Inflation is relatively easy to hide as long as every 50years there’s another person from the household going to work. It’s a convenient thing, that in the 70’s, we’d witness women entering the workforce. Inflation made it necessary for both parents to work. What about the kids? Don’t worry, the government teach them everything they need to know. With any luck they’ll grow up to become ‘Modern Monetary Theorists’.

But let’s get back to the question: Is inflation worse now than 50 years ago?

Let’s consider the last 4 years.

$1 in 2020 is now worth around $0.83 in 2024. Compared to the $0.60 in 1974, maybe it’s not so bad?

Sure, we’d probably all appreciate the lower prices of the early 70’s, but not without Wifi.

We’d love the classic cars we could fix ourselves, but not their outdated performance.

We’d love to let our kids watch TV unsupervised and play outside…

It’s helpful occasionally, to reminisce about memories we don’t have.

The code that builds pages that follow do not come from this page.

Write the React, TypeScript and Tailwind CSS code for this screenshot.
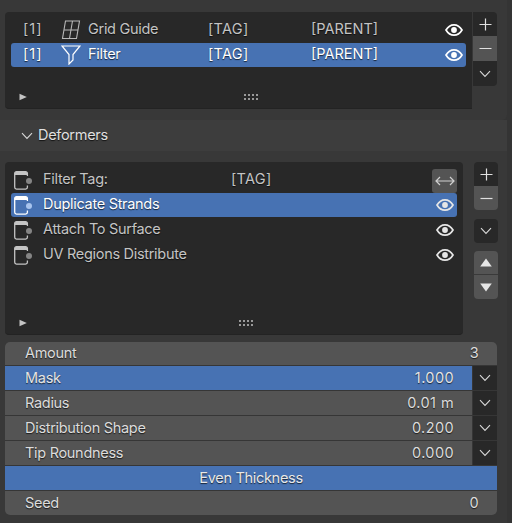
const shadow = '[text-shadow:0_1px_1px_#000000b0]';
const lift = 'mb-[2px]';

const Eye = ({ className = 'text-[#e6e6e6]' }: { className?: string }) => (
  <svg width="18" height="14" viewBox="0 0 18 14" className={className}>
    <path d="M1 7C3 3.6 5.8 1.8 9 1.8S15 3.6 17 7C15 10.4 12.2 12.2 9 12.2S3 10.4 1 7Z" fill="none" stroke="currentColor" strokeWidth="1.7" />
    <circle cx="9" cy="7" r="2.9" fill="currentColor" />
  </svg>
);

const Chevron = () => (
  <svg width="12" height="8" viewBox="0 0 12 8" className="text-[#d8d8d8]">
    <path d="M1 1.2L6 6.4L11 1.2" fill="none" stroke="currentColor" strokeWidth="1.1" />
  </svg>
);

const Plus = () => (
  <svg width="13" height="13" viewBox="0 0 13 13" className="text-[#e0e0e0]">
    <path d="M6.5 0.5V12.5M0.5 6.5H12.5" stroke="currentColor" strokeWidth="1.2" />
  </svg>
);

const Minus = () => (
  <svg width="13" height="3" viewBox="0 0 13 3" className="text-[#e0e0e0]">
    <path d="M0.5 1.5H12.5" stroke="currentColor" strokeWidth="1.2" />
  </svg>
);

const GridIcon = () => (
  <svg width="20" height="20" viewBox="0 0 20 20" className="text-[#b8b8b8]">
    <path d="M4.5 1H18.5L15.5 18.5H1.5Z M3 10H17 M11.5 1L8.5 18.5" fill="none" stroke="currentColor" strokeWidth="1.1" />
  </svg>
);

const FilterIcon = () => (
  <svg width="20" height="20" viewBox="0 0 20 20" className="text-white">
    <path d="M1 1H19L12 9.5V15L8 19V9.5Z" fill="none" stroke="currentColor" strokeWidth="1.2" />
  </svg>
);

const ModIcon = ({ active }: { active?: boolean }) => (
  <svg width="18" height="19" viewBox="0 0 18 19" className={active ? 'text-white' : 'text-[#c4c4c4]'}>
    <path d="M13.4 5V2.5A1.8 1.8 0 0 0 11.6 0.7H2.5A1.8 1.8 0 0 0 0.7 2.5V16.3A1.8 1.8 0 0 0 2.5 18.1H11.6A1.8 1.8 0 0 0 13.4 16.3V14.5" fill="none" stroke="currentColor" strokeWidth="1.3" />
    <path d="M0.7 2.5A1.8 1.8 0 0 1 2.5 0.7H11.6A1.8 1.8 0 0 1 13.4 2.5V4H0.7Z" fill="currentColor" />
    <circle cx="15" cy="10" r="3" className={active ? 'fill-[#a8c4ee]' : 'fill-[#858585]'} />
  </svg>
);

const ListFooter = ({ gripClass }: { gripClass: string }) => (
  <div className="mt-auto flex h-[20px] items-center pb-[2px] pl-[8px]">
    <svg width="8" height="8" viewBox="0 0 8 8" className="text-[#c4c4c4]">
      <path d="M0.5 0.8L7.8 4L0.5 7.2Z" fill="currentColor" />
    </svg>
    <div className={`grid grid-cols-4 gap-[2px] ${gripClass}`}>
      {Array.from({ length: 8 }).map((_, i) => (
        <span key={i} className="h-[2px] w-[2px] bg-[#9a9a9a]" />
      ))}
    </div>
  </div>
);

const SideButton = ({ children, light, className = '' }: { children: React.ReactNode; light?: boolean; className?: string }) => (
  <div className={`flex h-[24px] w-[24px] items-center justify-center ${light ? 'bg-[#545454]' : 'bg-[#282828]'} ${className}`}>
    {children}
  </div>
);

const TopRow = ({ name, icon, active }: { name: string; icon: React.ReactNode; active?: boolean }) => (
  <div className={`flex h-[24px] items-center rounded-[3px] pr-[3px] ${shadow} ${active ? 'bg-[#4772b3] text-white' : 'text-[#c4c4c4]'}`}>
    <span className={`ml-[12px] w-[38px] tracking-[1px] ${lift}`}>[1]</span>
    <span className="w-[27px]">{icon}</span>
    <span className={`w-[120px] ${lift}`}>{name}</span>
    <span className={`w-[103px] tracking-[0.3px] ${lift}`}>[TAG]</span>
    <span className={`w-[134px] tracking-[0px] ${lift}`}>[PARENT]</span>
    <Eye className="text-white" />
  </div>
);

const ModRow = ({ name, active }: { name: string; active?: boolean }) => (
  <div className={`flex h-[24px] items-center justify-between rounded-[3px] pl-[3px] pr-[3px] ${shadow} ${active ? 'bg-[#4772b3] text-white' : 'text-[#c4c4c4]'}`}>
    <div className="flex items-center gap-[11px]">
      <ModIcon active={active} />
      <span className={lift}>{name}</span>
    </div>
    <Eye />
  </div>
);

const PropRow = ({ label, value, active, menu, height = 'h-[24px]' }: { label: string; value: string; active?: boolean; menu?: boolean; height?: string }) => (
  <div className={`flex ${height}`}>
    <div className={`flex flex-1 items-center justify-between pl-[20px] pr-[18px] ${shadow} ${active ? 'bg-[#4772b3] text-[#e4e4e4]' : 'bg-[#545454] text-[#dcdcdc]'}`}>
      <span>{label}</span>
      <span className="tracking-[0.4px]">{value}</span>
    </div>
    {menu && (
      <div className="ml-[1px] flex w-[24px] items-center justify-center bg-[#282828]">
        <Chevron />
      </div>
    )}
  </div>
);

export default function App() {
  return (
    <div className="h-[523px] w-[512px] overflow-hidden bg-[#343434] font-['Inter',sans-serif] text-[14.5px] leading-none tracking-[-0.3px]">
      {/* Top panel */}
      <div className="flex h-[120px] w-[507px] items-start gap-[1px] rounded-br-[5px] bg-[#383838] pl-[5px] pt-[12px]">
        <div className="flex h-[97px] w-[467px] flex-col rounded-l-[4px] border-b border-[#232323] bg-[#282828] px-[6px] pt-[6px]">
          <TopRow name="Grid Guide" icon={<GridIcon />} />
          <div className="mt-[1px]">
            <TopRow name="Filter" icon={<FilterIcon />} active />
          </div>
          <ListFooter gripClass="ml-[217px]" />
        </div>
        <div className="flex w-[24px] flex-col overflow-hidden rounded-r-[4px]">
          <SideButton><Plus /></SideButton>
          <SideButton light className="h-[25px]"><Minus /></SideButton>
          <SideButton className="h-[25px]"><Chevron /></SideButton>
        </div>
      </div>

      {/* Deformers */}
      <div className="flex h-[31px] w-[507px] items-center gap-[5px] bg-[#3d3d3d] pl-[21px] text-[#e0e0e0]">
        <Chevron />
        <span className={shadow}>Deformers</span>
      </div>

      <div className="h-[372px] w-[507px] bg-[#383838] pl-[5px] pt-[11px]">
        <div className="flex gap-[11px]">
          <div className="flex h-[173px] w-[458px] flex-col rounded-[4px] border-b border-[#232323] bg-[#282828] px-[6px] pt-[6px]">
            <div className={`flex h-[25px] items-center justify-between pl-[3px] text-[#c4c4c4] ${shadow}`}>
              <div className="flex items-center">
                <ModIcon />
                <span className={`ml-[11px] w-[188px] ${lift}`}>Filter Tag:</span>
                <span className={`tracking-[0.3px] ${lift}`}>[TAG]</span>
              </div>
              <div className="flex h-[24px] w-[25px] items-center justify-center rounded-[3px] bg-[#545454]">
                <svg width="20" height="10" viewBox="0 0 20 10" className="text-[#d0d0d0]">
                  <path d="M1 5H19M5 1L1 5L5 9M15 1L19 5L15 9" fill="none" stroke="currentColor" strokeWidth="1.2" />
                </svg>
              </div>
            </div>
            <ModRow name="Duplicate Strands" active />
            <div className="mt-[1px]"><ModRow name="Attach To Surface" /></div>
            <div className="mt-[1px]"><ModRow name="UV Regions Distribute" /></div>
            <ListFooter gripClass="ml-[212px]" />
          </div>
          <div className="flex w-[24px] flex-col">
            <SideButton className="rounded-t-[4px]"><Plus /></SideButton>
            <SideButton light className="rounded-b-[4px]"><Minus /></SideButton>
            <SideButton className="mt-[9px] rounded-[4px]"><Chevron /></SideButton>
            <SideButton light className="mt-[8px] rounded-t-[4px] border-b border-[#3a3a3a]">
              <svg width="12" height="9" viewBox="0 0 12 9" className="text-[#e6e6e6]"><path d="M6 0.5L11.8 8.5H0.2Z" fill="currentColor" /></svg>
            </SideButton>
            <SideButton light className="rounded-b-[4px]">
              <svg width="12" height="9" viewBox="0 0 12 9" className="text-[#e6e6e6]"><path d="M6 8.5L11.8 0.5H0.2Z" fill="currentColor" /></svg>
            </SideButton>
          </div>
        </div>

        {/* Properties */}
        <div className="mt-[7px] flex w-[492px] flex-col gap-[1px] overflow-hidden rounded-[5px] bg-[#363636]">
          <PropRow label="Amount" value="3" height="h-[23px]" />
          <PropRow label="Mask" value="1.000" active menu />
          <PropRow label="Radius" value="0.01 m" menu />
          <PropRow label="Distribution Shape" value="0.200" menu />
          <PropRow label="Tip Roundness" value="0.000" menu />
          <div className={`flex h-[24px] items-center justify-center bg-[#4772b3] text-[#e8e8e8] ${shadow}`}>Even Thickness</div>
          <PropRow label="Seed" value="0" />
        </div>
      </div>
    </div>
  );
}
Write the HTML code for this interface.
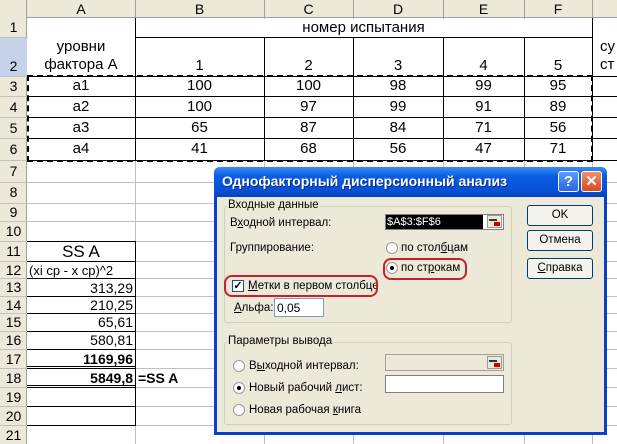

Seeing these other perspectives can help us feel thankful, instead of downtrodden. All things considered, I’m struggling to see how things are worse today than they were back then. Perhaps it doesn’t matter. Repeating and rhyming history forces the world to confront and conquer before we get to the next level. I think money is one of these things.

For some reason, humanity collectively struggles to learn that when you mess with the money, you mess with your empire (refer to the Romans). When we abandon monetary reference points like gold for our monetary base and God for values and rule of law, we drift and become weak. Eventually, ‘real life’ catches up and forces us to deal with the consequences. It’s hard to say this day is coming anytime soon so here’s the challenge: Knowing that inflation’s here to stay, you should start defending yourself from it.

How to defend yourself?

  1. Spend less than you earn.
  2. Invest the difference, the best you can.